STATED TASK >>
Print the listing as it stands, omitting all images.
----------------
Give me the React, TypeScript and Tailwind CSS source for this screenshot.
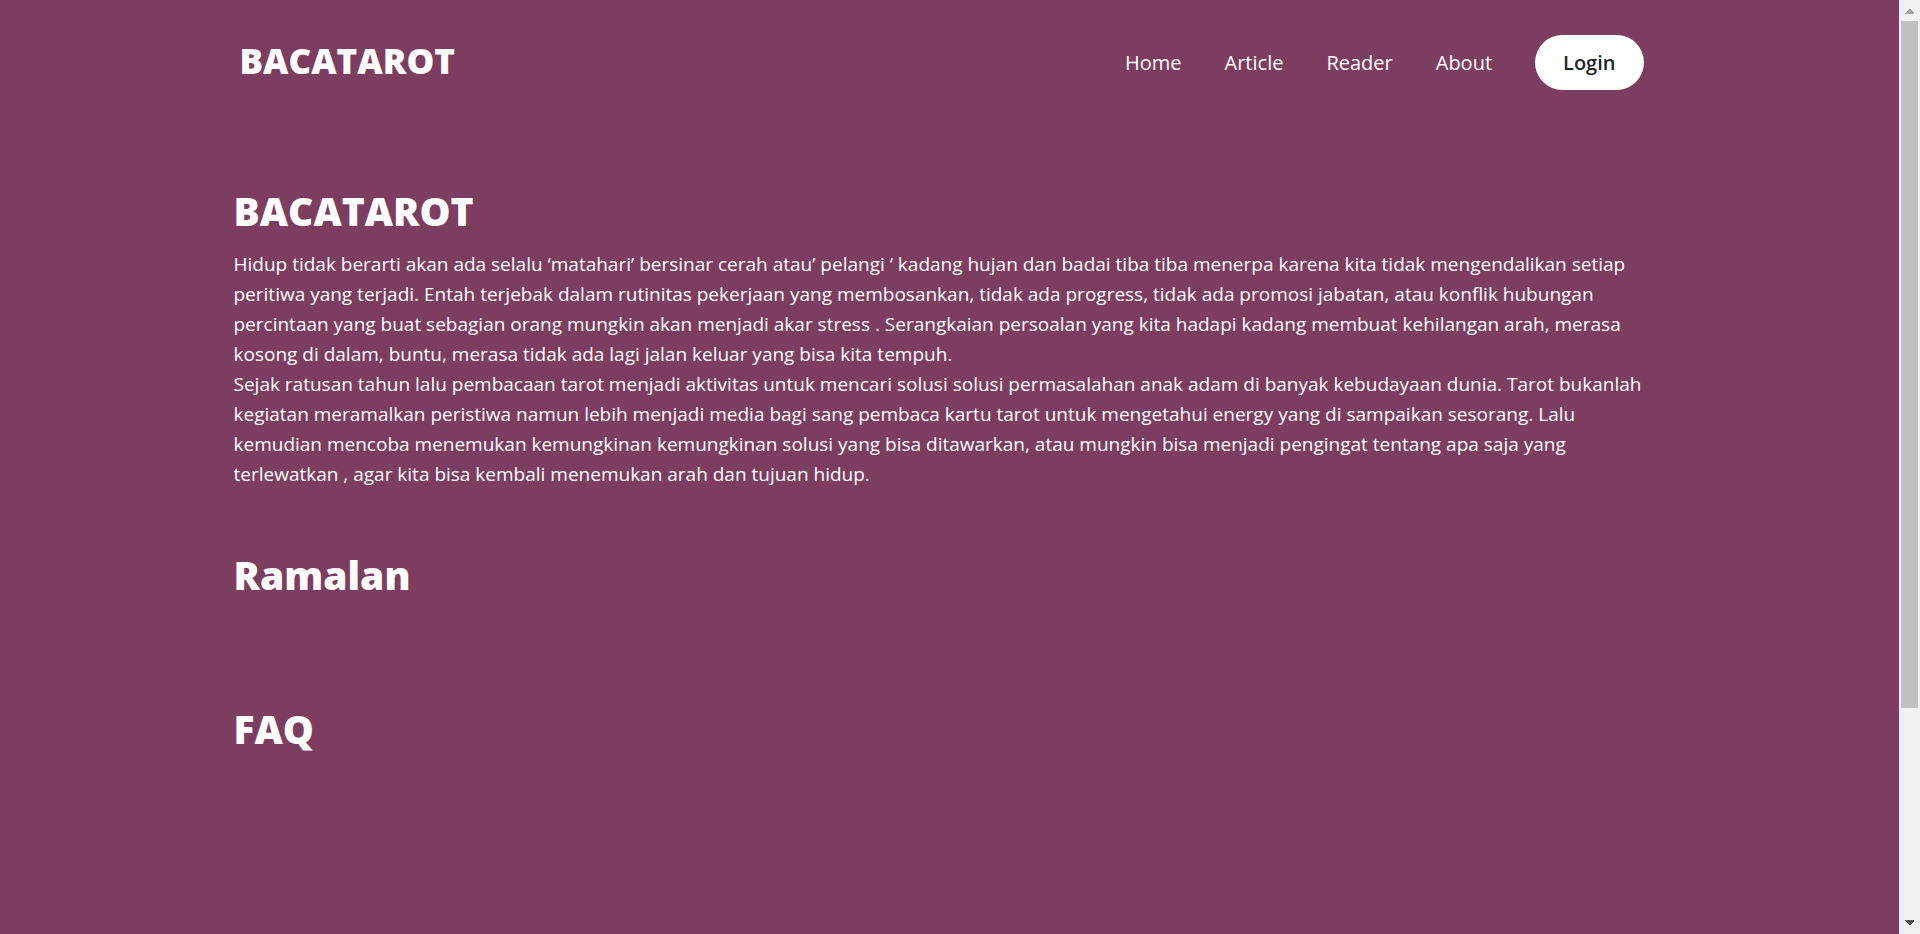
const navLinks = ['Home', 'Article', 'Reader', 'About'];

const introLines = [
  'Hidup tidak berarti akan ada selalu ‘matahari’ bersinar cerah atau’ pelangi ‘ kadang hujan dan badai tiba tiba menerpa karena kita tidak mengendalikan setiap',
  'peritiwa yang terjadi. Entah terjebak dalam rutinitas pekerjaan yang membosankan, tidak ada progress, tidak ada promosi jabatan, atau konflik hubungan',
  'percintaan yang buat sebagian orang mungkin akan menjadi akar stress . Serangkaian persoalan yang kita hadapi kadang membuat kehilangan arah, merasa',
  'kosong di dalam, buntu, merasa tidak ada lagi jalan keluar yang bisa kita tempuh.',
];

const historyLines = [
  'Sejak ratusan tahun lalu pembacaan tarot menjadi aktivitas untuk mencari solusi solusi permasalahan anak adam di banyak kebudayaan dunia. Tarot bukanlah',
  'kegiatan meramalkan peristiwa namun lebih menjadi media bagi sang pembaca kartu tarot untuk mengetahui energy yang di sampaikan sesorang. Lalu',
  'kemudian mencoba menemukan kemungkinan kemungkinan solusi yang bisa ditawarkan, atau mungkin bisa menjadi pengingat tentang apa saja yang',
  'terlewatkan , agar kita bisa kembali menemukan arah dan tujuan hidup.',
];

function Paragraph({ lines }: { lines: string[] }) {
  return (
    <p>
      {lines.map((line) => (
        <span key={line} className="block">
          {line}{' '}
        </span>
      ))}
    </p>
  );
}

function Heading({ children }: { children: string }) {
  return <h2 className="text-[39px] leading-[48px] font-extrabold">{children}</h2>;
}

function Scrollbar() {
  return (
    <div
      aria-hidden="true"
      className="sticky top-0 flex h-screen w-[21px] shrink-0 flex-col items-center justify-between bg-[#f1f1f1]"
    >
      <svg className="h-[21px] w-[21px] shrink-0" viewBox="0 0 21 21" shapeRendering="crispEdges">
        <path d="M6 14v-1l4-4h1l4 4v1z" fill="#a3a3a3" />
      </svg>
      <div className="w-full flex-1 px-[2px]">
        <div className="h-[77%] bg-[#c1c1c1]" />
      </div>
      <svg className="h-[21px] w-[21px] shrink-0" viewBox="0 0 21 21" shapeRendering="crispEdges">
        <path d="M6 7v1l4 4h1l4-4v-1z" fill="#505050" />
      </svg>
    </div>
  );
}

export default function App() {
  return (
    <div className="flex min-h-screen bg-[#7d3d60] font-['Open_Sans',sans-serif] text-[19px] leading-[30px] text-white">
      <div className="min-w-0 flex-1">
        <div className="mx-auto max-w-[1432px]">
          <header className="flex items-center justify-between py-[35px] pr-[22px] pl-[6px]">
            <a href="#" className="pb-1 text-[35px] leading-[48px] font-extrabold">
              BACATAROT
            </a>
            <nav className="flex items-center gap-[43px] text-[20px]">
              {navLinks.map((label) => (
                <a key={label} href={`#${label.toLowerCase()}`}>
                  {label}
                </a>
              ))}
              <button
                type="button"
                className="h-[55px] rounded-full bg-white px-[28px] font-semibold text-[#212529]"
              >
                Login
              </button>
            </nav>
          </header>
          <main className="flex flex-col pt-[62px]">
            <section>
              <Heading>BACATAROT</Heading>
              <div className="pt-[14px] whitespace-nowrap">
                <Paragraph lines={introLines} />
                <Paragraph lines={historyLines} />
              </div>
            </section>
            <section className="pt-[62px]">
              <Heading>Ramalan</Heading>
            </section>
            <section className="pt-[106px]">
              <Heading>FAQ</Heading>
            </section>
          </main>
        </div>
      </div>
      <Scrollbar />
    </div>
  );
}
----------------
THE RESULT >>
Give me the React, TypeScript and Tailwind CSS source for this screenshot.
const navLinks = ['Home', 'Article', 'Reader', 'About'];

const introLines = [
  'Hidup tidak berarti akan ada selalu ‘matahari’ bersinar cerah atau’ pelangi ‘ kadang hujan dan badai tiba tiba menerpa karena kita tidak mengendalikan setiap',
  'peritiwa yang terjadi. Entah terjebak dalam rutinitas pekerjaan yang membosankan, tidak ada progress, tidak ada promosi jabatan, atau konflik hubungan',
  'percintaan yang buat sebagian orang mungkin akan menjadi akar stress . Serangkaian persoalan yang kita hadapi kadang membuat kehilangan arah, merasa',
  'kosong di dalam, buntu, merasa tidak ada lagi jalan keluar yang bisa kita tempuh.',
];

const historyLines = [
  'Sejak ratusan tahun lalu pembacaan tarot menjadi aktivitas untuk mencari solusi solusi permasalahan anak adam di banyak kebudayaan dunia. Tarot bukanlah',
  'kegiatan meramalkan peristiwa namun lebih menjadi media bagi sang pembaca kartu tarot untuk mengetahui energy yang di sampaikan sesorang. Lalu',
  'kemudian mencoba menemukan kemungkinan kemungkinan solusi yang bisa ditawarkan, atau mungkin bisa menjadi pengingat tentang apa saja yang',
  'terlewatkan , agar kita bisa kembali menemukan arah dan tujuan hidup.',
];

function Paragraph({ lines }: { lines: string[] }) {
  return (
    <p>
      {lines.map((line) => (
        <span key={line} className="block">
          {line}{' '}
        </span>
      ))}
    </p>
  );
}

function Heading({ children }: { children: string }) {
  return <h2 className="text-[39px] leading-[48px] font-extrabold">{children}</h2>;
}

function Scrollbar() {
  return (
    <div
      aria-hidden="true"
      className="sticky top-0 flex h-screen w-[21px] shrink-0 flex-col items-center justify-between bg-[#f1f1f1]"
    >
      <svg className="h-[21px] w-[21px] shrink-0" viewBox="0 0 21 21" shapeRendering="crispEdges">
        <path d="M6 14v-1l4-4h1l4 4v1z" fill="#a3a3a3" />
      </svg>
      <div className="w-full flex-1 px-[2px]">
        <div className="h-[77%] bg-[#c1c1c1]" />
      </div>
      <svg className="h-[21px] w-[21px] shrink-0" viewBox="0 0 21 21" shapeRendering="crispEdges">
        <path d="M6 7v1l4 4h1l4-4v-1z" fill="#505050" />
      </svg>
    </div>
  );
}

export default function App() {
  return (
    <div className="flex min-h-screen bg-[#7d3d60] font-['Open_Sans',sans-serif] text-[19px] leading-[30px] text-white">
      <div className="min-w-0 flex-1">
        <div className="mx-auto max-w-[1432px]">
          <header className="flex items-center justify-between py-[35px] pr-[22px] pl-[6px]">
            <a href="#" className="pb-1 text-[35px] leading-[48px] font-extrabold">
              BACATAROT
            </a>
            <nav className="flex items-center gap-[43px] text-[20px]">
              {navLinks.map((label) => (
                <a key={label} href={`#${label.toLowerCase()}`}>
                  {label}
                </a>
              ))}
              <button
                type="button"
                className="h-[55px] rounded-full bg-white px-[28px] font-semibold text-[#212529]"
              >
                Login
              </button>
            </nav>
          </header>
          <main className="flex flex-col pt-[62px]">
            <section>
              <Heading>BACATAROT</Heading>
              <div className="pt-[14px] whitespace-nowrap">
                <Paragraph lines={introLines} />
                <Paragraph lines={historyLines} />
              </div>
            </section>
            <section className="pt-[62px]">
              <Heading>Ramalan</Heading>
            </section>
            <section className="pt-[106px]">
              <Heading>FAQ</Heading>
            </section>
          </main>
        </div>
      </div>
      <Scrollbar />
    </div>
  );
}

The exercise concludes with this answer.